You took with the mulligrubs and we lack mulsum? Mulligrubs is an old word for depression, 'mulsum' is a Roman drink mixing wine and honey. In other words, there's no need to feel depressed while the pub is supplied with booze.  'What, are you sick of the mulligrubs' is from Sheridan LeFanu's The House by the Churchyard, where it is a quotation from Swift's Polite Conversation.

Why did he choose 'mulligrubs' and 'mulsum'? Because the pub is the Mullingar Inn!

You'll find 'dapplebellied mugs and troublebedded rooms and sawdust strown in expectoration.' Those '-ation' words characterise the twelve drinkers in HCE's pub.

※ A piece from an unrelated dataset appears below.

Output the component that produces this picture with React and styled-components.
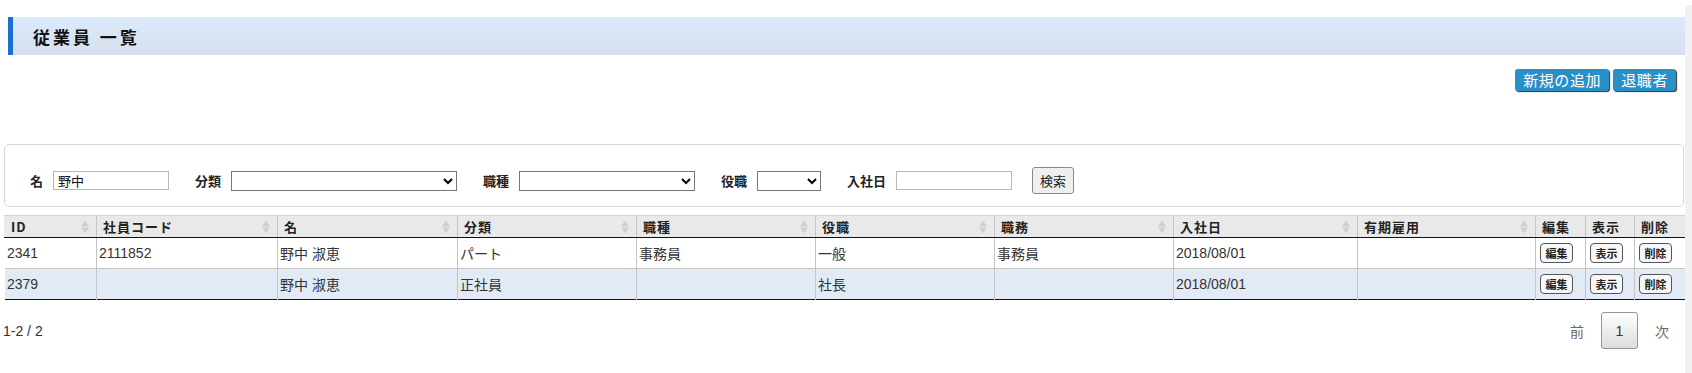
import React from "react";
import styled, { createGlobalStyle } from "styled-components";

const GlobalStyle = createGlobalStyle`
  html, body { margin: 0; padding: 0; background: #fff; }
  body {
    font-family: "Liberation Sans", "Noto Sans CJK JP", sans-serif;
    color: #333;
    font-size: 14px;
  }
  * { box-sizing: border-box; }
`;

const Page = styled.div`
  display: flex;
  width: 1692px;
`;

const Main = styled.div`
  width: 1685px;
  display: flex;
  flex-direction: column;
`;

const ScrollStrip = styled.div`
  width: 7px;
  margin-top: 5px;
  min-height: 368px;
  background: #f1f1f1;
`;

const TitleBar = styled.h1`
  margin: 17px 0 0 8px;
  height: 38px;
  display: flex;
  align-items: center;
  padding-left: 20px;
  border-left: 5px solid #1b6fd1;
  background: linear-gradient(#dbeaf9, #d6e0f1);
  font-family: "Noto Sans CJK JP", sans-serif;
  font-size: 17px;
  font-weight: 700;
  letter-spacing: 3px;
  color: #111;
`;

const ActionRow = styled.div`
  display: flex;
  justify-content: flex-end;
  gap: 4px;
  margin-top: 14px;
  padding-right: 9px;
`;

const ActionButton = styled.button`
  height: 22px;
  padding: 0 8px;
  border: none;
  border-radius: 3px;
  background: #2b8fc7;
  color: #fff;
  font-family: "Noto Sans CJK JP", sans-serif;
  font-size: 15px;
  letter-spacing: 0.6px;
  line-height: 22px;
  box-shadow: 1px 1px 1px #333;
  cursor: pointer;
`;

const SearchPanel = styled.div`
  margin: 53px 0 0 4px;
  width: 1680px;
  border: 1px solid #d8d8d8;
  border-radius: 5px;
  padding: 22px 25px 12px;
  display: flex;
  align-items: center;
  gap: 26px;
`;

const Field = styled.label`
  display: flex;
  align-items: center;
  gap: 10px;
`;

const FieldLabel = styled.span`
  font-family: "Noto Sans CJK JP", sans-serif;
  font-size: 13px;
  font-weight: 700;
  color: #222;
`;

const TextInput = styled.input`
  width: ${(p) => p.$w}px;
  height: 19px;
  border: 1px solid #b8b8b8;
  padding: 0 4px;
  font-family: "Noto Sans CJK JP", sans-serif;
  font-size: 13px;
  color: #111;
  outline: none;
`;

const Select = styled.select`
  width: ${(p) => p.$w}px;
  height: 20px;
  border: 1px solid #767676;
  border-radius: 0;
  background: #fff;
  font-size: 13px;
`;

const SearchButton = styled.button`
  height: 27px;
  padding: 0 7px;
  margin-left: -6px;
  border: 1px solid #8a8a8a;
  border-radius: 3px;
  background: #efefef;
  font-family: "Noto Sans CJK JP", sans-serif;
  font-size: 13px;
  color: #222;
`;

const Table = styled.table`
  margin: 8px 0 0 4px;
  width: 1680px;
  table-layout: fixed;
  border-collapse: collapse;
  border-bottom: 1px solid #111;
`;

const Th = styled.th`
  position: relative;
  height: 22px;
  padding: 0 16px 0 6px;
  background: #e9e9e9;
  border-top: 1px solid #d4d4d4;
  border-left: 1px solid ${(p) => (p.$first ? "#e9e9e9" : "#c4c4c4")};
  border-bottom: 1px solid #111;
  text-align: left;
  font-family: "Noto Sans CJK JP", sans-serif;
  font-size: 13px;
  font-weight: 700;
  letter-spacing: 1px;
  color: #222;
  white-space: nowrap;
`;

const SortIcon = styled.span`
  position: absolute;
  right: 7px;
  top: 50%;
  transform: translateY(-50%);
  display: flex;
  flex-direction: column;
  gap: 1px;
  &::before,
  &::after {
    content: "";
    display: block;
    border-left: 4px solid transparent;
    border-right: 4px solid transparent;
  }
  &::before { border-bottom: 6px solid #cfcfcf; }
  &::after { border-top: 6px solid #cfcfcf; }
`;

const Tr = styled.tr`
  background: ${(p) => (p.$alt ? "#e2eaf6" : "#fff")};
  border-top: 1px solid #c4c4c4;
`;

const Td = styled.td`
  height: 31px;
  padding: 0 2px;
  border-left: 1px solid ${(p) => (p.$first ? "transparent" : "#c4c4c4")};
  font-family: "Liberation Sans", "Noto Sans CJK JP", sans-serif;
  font-size: 14px;
  color: #333;
  white-space: nowrap;
  overflow: hidden;
`;

const ButtonCell = styled(Td)`
  padding: 0 4px;
`;

const CellButton = styled.button`
  width: 33px;
  height: 20px;
  padding: 0;
  border: 1px solid #555;
  border-radius: 4px;
  background: #f7f7f7;
  font-family: "Noto Sans CJK JP", sans-serif;
  font-size: 11px;
  font-weight: 700;
  color: #222;
  line-height: 18px;
`;

const Footer = styled.div`
  display: flex;
  justify-content: space-between;
  align-items: center;
  margin: 12px 0 0 3px;
`;

const Info = styled.div`
  font-size: 14px;
  color: #333;
`;

const Pager = styled.div`
  display: flex;
  align-items: center;
  gap: 1px;
`;

const PageLink = styled.span`
  padding: 0 16px;
  font-family: "Noto Sans CJK JP", sans-serif;
  font-size: 14px;
  color: #666;
`;

const PageCurrent = styled.span`
  width: 37px;
  height: 37px;
  display: flex;
  align-items: center;
  justify-content: center;
  border: 1px solid #979797;
  border-radius: 3px;
  background: linear-gradient(#fff, #dcdcdc);
  font-size: 14px;
  color: #333;
`;

const columns = [
  { key: "id", label: "ID", w: 92, sort: true },
  { key: "code", label: "社員コード", w: 181, sort: true },
  { key: "name", label: "名", w: 180, sort: true },
  { key: "type", label: "分類", w: 179, sort: true },
  { key: "job", label: "職種", w: 179, sort: true },
  { key: "role", label: "役職", w: 179, sort: true },
  { key: "duty", label: "職務", w: 179, sort: true },
  { key: "date", label: "入社日", w: 184, sort: true },
  { key: "fixed", label: "有期雇用", w: 178, sort: true },
  { key: "edit", label: "編集", w: 50 },
  { key: "view", label: "表示", w: 49 },
  { key: "del", label: "削除", w: 50 },
];

const rows = [
  { id: "2341", code: "2111852", name: "野中 淑恵", type: "パート", job: "事務員", role: "一般", duty: "事務員", date: "2018/08/01", fixed: "" },
  { id: "2379", code: "", name: "野中 淑恵", type: "正社員", job: "", role: "社長", duty: "", date: "2018/08/01", fixed: "" },
];

const dataKeys = ["id", "code", "name", "type", "job", "role", "duty", "date", "fixed"];

export default function App() {
  return (
    <>
      <GlobalStyle />
      <Page>
        <Main>
          <TitleBar>従業員 一覧</TitleBar>
          <ActionRow>
            <ActionButton>新規の追加</ActionButton>
            <ActionButton>退職者</ActionButton>
          </ActionRow>

          <SearchPanel>
            <Field>
              <FieldLabel>名</FieldLabel>
              <TextInput $w={116} defaultValue="野中" />
            </Field>
            <Field>
              <FieldLabel>分類</FieldLabel>
              <Select $w={226}><option></option></Select>
            </Field>
            <Field>
              <FieldLabel>職種</FieldLabel>
              <Select $w={176}><option></option></Select>
            </Field>
            <Field>
              <FieldLabel>役職</FieldLabel>
              <Select $w={64}><option></option></Select>
            </Field>
            <Field>
              <FieldLabel>入社日</FieldLabel>
              <TextInput $w={116} />
            </Field>
            <SearchButton>検索</SearchButton>
          </SearchPanel>

          <Table>
            <colgroup>
              {columns.map((c) => (
                <col key={c.key} style={{ width: c.w }} />
              ))}
            </colgroup>
            <thead>
              <tr>
                {columns.map((c, i) => (
                  <Th key={c.key} $first={i === 0}>
                    {c.label}
                    {c.sort && <SortIcon />}
                  </Th>
                ))}
              </tr>
            </thead>
            <tbody>
              {rows.map((r, ri) => (
                <Tr key={r.id} $alt={ri % 2 === 1}>
                  {dataKeys.map((k, i) => (
                    <Td key={k} $first={i === 0}>{r[k]}</Td>
                  ))}
                  <ButtonCell><CellButton>編集</CellButton></ButtonCell>
                  <ButtonCell><CellButton>表示</CellButton></ButtonCell>
                  <ButtonCell><CellButton>削除</CellButton></ButtonCell>
                </Tr>
              ))}
            </tbody>
          </Table>

          <Footer>
            <Info>1-2 / 2</Info>
            <Pager>
              <PageLink>前</PageLink>
              <PageCurrent>1</PageCurrent>
              <PageLink>次</PageLink>
            </Pager>
          </Footer>
        </Main>
        <ScrollStrip />
      </Page>
    </>
  );
}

So the Nocturne ends with the pub, the setting of the following two chapters of the book.

You don't need to know any of the above to enjoy 'A Phoenix Park Nocturne'. Joyce once said of Finnegans Wake, 'It's pure music', and many of his techniques, such as the use of leitmotifs, are musical. 'Nocturne' is a term borrowed from music. Just read it aloud and let the music take you.

After reading the Nocturne, in Verve, the Russian composer, Arthur Lourié (1892-1966), an emigré in Paris, was inspired to write a piece of piano music dedicated 'to the memory of James Joyce'. Lourié would missed many of the references, but he loved Joyce's prose.

If you google 'A Phoenix Park Nocturne', you're more likely to find Arthur Lourié's music than Finnegans Wake. Listen to it played by Shawn Heller and imagine night falling on a park in Dublin.



  1. The pianist is Shawn Heller. Afshin Farzadfar recorded it. Thanks anyways for the post. Cheers!

    1. Sorry for the mistake, Shawn, which I've now corrected. You play it beautifully!